Samenwerking met de Nederlandse brandweer helpt het team inmiddels om de software te trainen die rook en vuur automatisch herkent. Het idee is dat de drone zelfstandig kan rondvliegen en bij verdachte signalen een waarschuwing afgeeft.

Veel duurder om te studeren

Het internationale karakter van Daedalus is opvallend: de 22 leden komen uit twaalf landen. Dat is ook de reden dat de teamleden zich niet fulltime voor Daedalus inzetten: heb je maar één dag in de week over, dan ben je ook welkom. ‘Voor buitenlandse studenten is het veel duurder hier te studeren. Ze kunnen niet zomaar hun studie een jaar pauzeren’, zegt Goyal. Daar tegenover staat dat je niet na één jaar al hoeft af te zwaaien. ‘Dit is nu mijn derde jaar’, zegt Goyal. ‘En dit is het eerste jaar dat er geen oprichters meer aan boord zijn.’

Die oprichters leerden elkaar kennen bij een opdracht voor challenge based learning (CBL), een manier van op de praktijk geënt leren die steeds meer opgeld doet op technische universiteiten. Niet te vergelijken met werken in een echt team, vindt Goyal. ‘Voor zo’n CBL-opdracht staat twee maanden. Nooit genoeg om een compleet traject van idee tot testen, evalueren en opnieuw testen door te maken.’
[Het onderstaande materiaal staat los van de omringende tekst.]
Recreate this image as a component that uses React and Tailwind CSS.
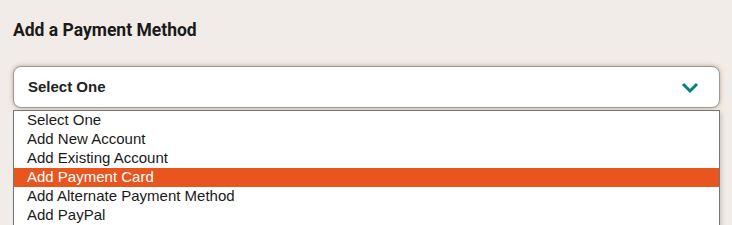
import React from "react";

const items = [
  "Select One",
  "Add New Account",
  "Add Existing Account",
  "Add Payment Card",
  "Add Alternate Payment Method",
  "Add PayPal",
];

export default function App() {
  return (
    <div className="min-h-[225px] w-full bg-[#f1ece8] pl-[13px] pr-[12px] pt-[19px] overflow-hidden">
      <h2
        className="text-[17.5px] font-bold leading-[22px] text-[#1a1a1a]"
        style={{ fontFamily: "Roboto, 'Liberation Sans', sans-serif" }}
      >
        Add a Payment Method
      </h2>
      <div className="mt-[25px] flex h-[42px] items-center justify-between rounded-[8px] border border-[#9a9a9a] bg-white pl-[14px] pr-[20px] shadow-[0_0_4px_rgba(150,100,50,0.55)]">
        <span
          className="text-[15px] font-bold text-[#222]"
          style={{ fontFamily: "'Liberation Sans', Arial, sans-serif" }}
        >
          Select One
        </span>
        <svg width="18" height="12" viewBox="0 0 18 12" className="mt-[1px]">
          <path d="M2 2 L9 9 L16 2" fill="none" stroke="#00837b" strokeWidth="3" />
        </svg>
      </div>
      <ul
        className="mt-[2px] border border-[#767676] bg-white shadow-[2px_2px_4px_rgba(0,0,0,0.15)]"
        style={{ fontFamily: "'Liberation Sans', Arial, sans-serif" }}
      >
        {items.map((t, i) => (
          <li
            key={t}
            className={
              i === 3
                ? "h-[19px] pl-[13px] text-[15px] leading-[18px] bg-[#e8551f] text-white"
                : "h-[19px] pl-[13px] text-[15px] leading-[18px] text-[#1a1a1a]"
            }
          >
            {t}
          </li>
        ))}
      </ul>
    </div>
  );
}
Voor testvluchten zet het team soms kant-en-klare drones in.

Bèta-testen

Intussen zijn Goyal en Soares als teambestuurder ook druk met meer praktische zaken. ‘Alle studenten willen graag met de techniek bezig zijn en bouwen aan de drone, maar voor een goed draaiend team is meer nodig’ zegt Goyal. ‘HR, fondsenwerving en persvoorlichting doen wij er dus maar bij.’

De komende jaren verwachten de Daedalus-leden de drone te testen in Zuid-Europa, samen met lokale brandweerkorpsen. ‘Over vijf jaar hoop ik dat onze drone zelfstandig boven Spanje of Griekenland vliegt en in bèta-testen wordt ingezet’, zegt Soares.